What is the count of lines that hold the word "React"? Give only the number.

----------------

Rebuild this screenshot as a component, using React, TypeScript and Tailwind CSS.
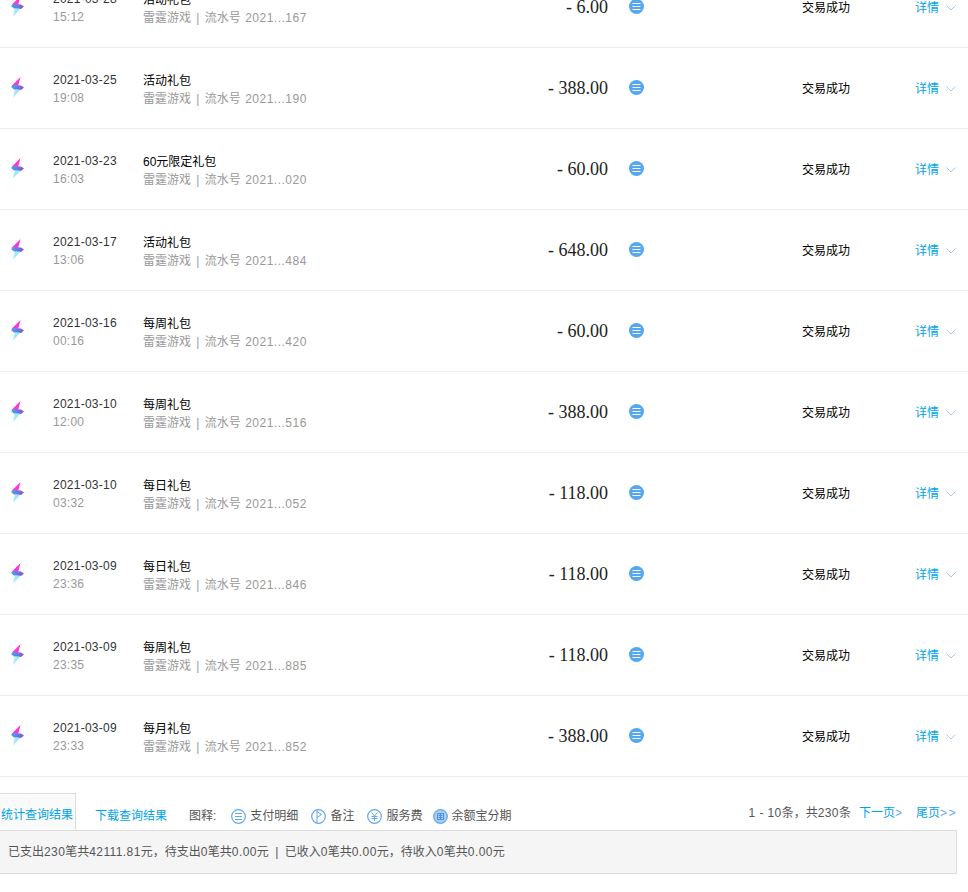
const rows = [
  { date: "2021-03-28", time: "15:12", title: "活动礼包", serial: "167", amount: "- 6.00" },
  { date: "2021-03-25", time: "19:08", title: "活动礼包", serial: "190", amount: "- 388.00" },
  { date: "2021-03-23", time: "16:03", title: "60元限定礼包", serial: "020", amount: "- 60.00" },
  { date: "2021-03-17", time: "13:06", title: "活动礼包", serial: "484", amount: "- 648.00" },
  { date: "2021-03-16", time: "00:16", title: "每周礼包", serial: "420", amount: "- 60.00" },
  { date: "2021-03-10", time: "12:00", title: "每周礼包", serial: "516", amount: "- 388.00" },
  { date: "2021-03-10", time: "03:32", title: "每日礼包", serial: "052", amount: "- 118.00" },
  { date: "2021-03-09", time: "23:36", title: "每日礼包", serial: "846", amount: "- 118.00" },
  { date: "2021-03-09", time: "23:35", title: "每周礼包", serial: "885", amount: "- 118.00" },
  { date: "2021-03-09", time: "23:33", title: "每月礼包", serial: "852", amount: "- 388.00" },
];

function Num({ children }: { children: React.ReactNode }) {
  return <span className="tracking-[0.4px]">{children}</span>;
}

function BoltLogo({ id }: { id: string }) {
  return (
    <svg width="15" height="21" viewBox="0 0 15 21" className="block">
      <defs>
        <linearGradient id={id} x1="0" y1="0" x2="1" y2="0.3">
          <stop offset="0" stopColor="#35b4f8" />
          <stop offset="1" stopColor="#8a55d0" />
        </linearGradient>
      </defs>
      <path d="M10.5 0 L1.5 9 L8 9.5 Z" fill="#ff35d4" />
      <path d="M3.5 8 L1 10 L4 12.5 L11 13 L14 10.5 L11 8.5 Z" fill={`url(#${id})`} />
      <path d="M5 12.5 L3 20.5 L10.5 12.8 Z" fill="#9aecfc" />
    </svg>
  );
}

function DetailDot() {
  return (
    <svg width="15" height="15" viewBox="0 0 15 15" className="block">
      <circle cx="7.5" cy="7.5" r="7.5" fill="#55a7ee" />
      <path d="M3.5 4.5h8M3.5 7.5h8M3.5 10.5h8" stroke="#fff" strokeWidth="1.2" />
    </svg>
  );
}

function Chevron() {
  return (
    <svg width="10" height="6" viewBox="0 0 10 6" className="block">
      <path d="M0.5 0.5 L5 5 L9.5 0.5" fill="none" stroke="#a8c8ea" strokeWidth="1" />
    </svg>
  );
}

function LegendIcon({ kind }: { kind: "lines" | "flag" | "yen" | "bao" }) {
  return (
    <svg width="15" height="15" viewBox="0 0 15 15" className="block">
      <circle cx="7.5" cy="7.5" r="6.8" fill={kind === "bao" ? "#a9cdf3" : "none"} stroke="#62a8ee" strokeWidth="1.2" />
      {kind === "lines" && <path d="M4 4.5h7M4 7.5h7M4 10.5h7" stroke="#62a8ee" strokeWidth="1" fill="none" />}
      {kind === "flag" && <path d="M6 14V1M6 2.5 L10.5 5.5 L6 8.5" stroke="#62a8ee" strokeWidth="1" fill="none" />}
      {kind === "yen" && <path d="M4.5 3.5 L7.5 7 L10.5 3.5M7.5 7v5M4.5 7.5h6M4.5 9.5h6" stroke="#62a8ee" strokeWidth="1" fill="none" />}
      {kind === "bao" && <path d="M4.5 4.5h6v6h-6zM5.5 6.5h4M5.5 8.5h4M7.5 4.5v6" stroke="#4f8fdc" strokeWidth="1" fill="none" />}
    </svg>
  );
}

function Row({ row, index }: { row: (typeof rows)[number]; index: number }) {
  return (
    <div className="flex h-[81px] items-center border-b border-[#eeeeee]">
      <div className="ml-[10px] w-[43px] pb-[2px]">
        <BoltLogo id={`bolt-${index}`} />
      </div>
      <div className="w-[90px] pt-[2px] text-[12px] leading-[18px] tracking-[0.25px]">
        <div className="text-[#333333]">{row.date}</div>
        <div className="text-[#999999]">{row.time}</div>
      </div>
      <div className="w-[345px] pt-[4px] text-[12px] leading-[18px]">
        <div className="text-black">{row.title}</div>
        <div className="text-[#999999]">
          雷霆游戏<span className="mx-[2px]"> | </span>流水号 <span className="ml-px tracking-[0.5px]">2021...{row.serial}</span>
        </div>
      </div>
      <div className="w-[120px] text-right font-['Liberation_Serif',serif] text-[18px] leading-[24px] text-[#222222]">
        {row.amount}
      </div>
      <div className="ml-[21px] w-[173px] pb-[2px]">
        <DetailDot />
      </div>
      <div className="w-[113px] pt-[2px] text-[12px] text-black">交易成功</div>
      <div className="flex items-center pt-[2px] text-[12px] text-[#00a3e8]">
        详情
        <span className="ml-[7px]">
          <Chevron />
        </span>
      </div>
    </div>
  );
}

export default function App() {
  return (
    <div className="h-[892px] overflow-hidden bg-white font-['Liberation_Sans','Noto_Sans_CJK_SC',sans-serif] text-[12px]">
      <div className="-mt-[33px]">
        {rows.map((row, i) => (
          <Row key={i} row={row} index={i} />
        ))}
      </div>
      <div className="mt-4 flex h-[37px] w-[957px] items-center text-[#555555]">
        <div className="flex h-[37px] w-[76px] items-center border-t border-r border-[#dddddd] bg-[#fafafa] pt-[5px] pl-px text-[#00a3e8]">
          统计查询结果
        </div>
        <div className="ml-[19px] pt-[9px] text-[#00a3e8]">下载查询结果</div>
        <div className="ml-[22px] flex items-center gap-1 pt-[9px]">
          <span className="mr-[11px]">图释:</span>
          <LegendIcon kind="lines" />
          <span>支付明细</span>
          <span className="ml-[9px]">
            <LegendIcon kind="flag" />
          </span>
          <span>备注</span>
          <span className="ml-[9px]">
            <LegendIcon kind="yen" />
          </span>
          <span>服务费</span>
          <span className="ml-[7px]">
            <LegendIcon kind="bao" />
          </span>
          <span className="-ml-px">余额宝分期</span>
        </div>
        <div className="ml-auto flex items-center pt-[3px]">
          <span>
            <Num>1 - 10</Num>条，共<Num>230</Num>条
          </span>
          <span className="ml-[8px] text-[#00a3e8]">
            下一页<span className="tracking-[1px] text-[#62a8ee]">&gt;</span>
          </span>
          <span className="ml-[13px] text-[#00a3e8]">
            尾页<span className="tracking-[1.5px] text-[#62a8ee]">&gt;&gt;</span>
          </span>
        </div>
      </div>
      <div className="-ml-px flex h-[44px] w-[958px] items-center border border-[#dddddd] bg-[#f5f5f5] pl-[8px] whitespace-pre text-[#555555]">
        <span>
          已支出<Num>230</Num>笔共<Num>42111.81</Num>元，待支出<Num>0</Num>笔共<Num>0.00</Num>元
          <span className="mx-[3px]"> | </span>
          已收入<Num>0</Num>笔共<Num>0.00</Num>元，待收入<Num>0</Num>笔共<Num>0.00</Num>元
        </span>
      </div>
    </div>
  );
}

----------------

## RESPONSE FOR THIS EXERCISE
2